Non è tanto il tornare al freddo che mi preoccupa, al lavoro, alla routine, alla città, che a modo suo mi rassicura e mi coccola, ma sono i pensieri che ho lasciato in sospeso, i desideri, le mancanze, i pieni e i vuoti, riprenderli, riconsiderarli, districarli; è questo che mi fa venir voglia di restare qui.
I ragazzi del lago dicono che lassù, tra i monti, in Italia, il vento sia più denso, che abbia un corpo diverso, a parità di misura vale di più in forza. Qui a Soma Bay è tutto più lieve, dicono, il vento è più leggero, meno consistente e anche il paesaggio che scorgiamo dall’auto è così, fine come la sabbia che si sposta in continuazione sotto la sua forza, un Nord-Nord-Ovest che accarezza leggero al mattino presto, per poi rinforzare a mezzogiorno, a frustare la laguna, ad arricciarne la cresta, a mischiarne i colori, a scompigliarmi la testa.
Anche qui il ricordo di te mi arriva inesorabile, noncurante della distanza, ma è rarefatto, confuso, quasi piacevole e trovo divertente tracciarne i contorni con la mente, riunirne i tratti, come se il vento ne avesse svuotato il peso e disfatto la forma come fossi una duna del deserto.
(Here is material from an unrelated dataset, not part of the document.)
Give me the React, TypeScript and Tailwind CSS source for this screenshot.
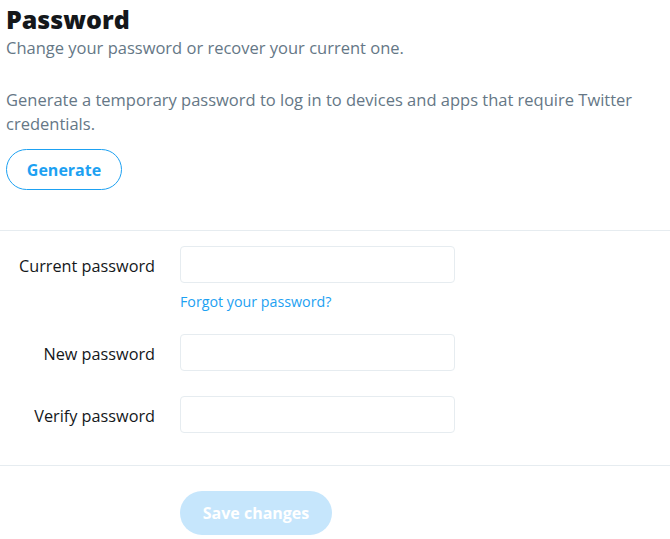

Si entra in acqua, con la tavola e la vela. Null’altro ha più importanza: giù di strattoni decisi all’aquilone per aver la meglio sull’aria, per accelerare l’andatura e subito dopo trovarsi con le mani in alto in segno di resa, per rallentare, per rifiatare, prendere tempo, ragionare. Come in un tango argentino ci si prova a sfidarsi col vento, a volte cedevoli l’un l’altro a volte rudi, rigidi, col corpo in opposizione, violenti e imprevedibili come amanti a lungo separati, una volta belve selvagge pronte ad azzannarsi, l’altra felini mansueti che mostrano il ghigno ma non sfoderano le unghie. In questa danza dalle sorti incerte, fatta di passione, di abbracci, di ritrosie, volteggi e cadute, ti accorgi che ci sta tutta l’essenza della vita. Avere la pazienza di capire quando tocca a te tendere le linee, in maniera risoluta e dolce insieme, perché il vento saprebbe come punirti per eccesso di confidenza, o quando lasciarsi andare, mollare la barra e con la tavola piatta scendere il vento e continuare così, un bordo dopo l’altro, finché ne hai la voglia, finché ne hai la forza.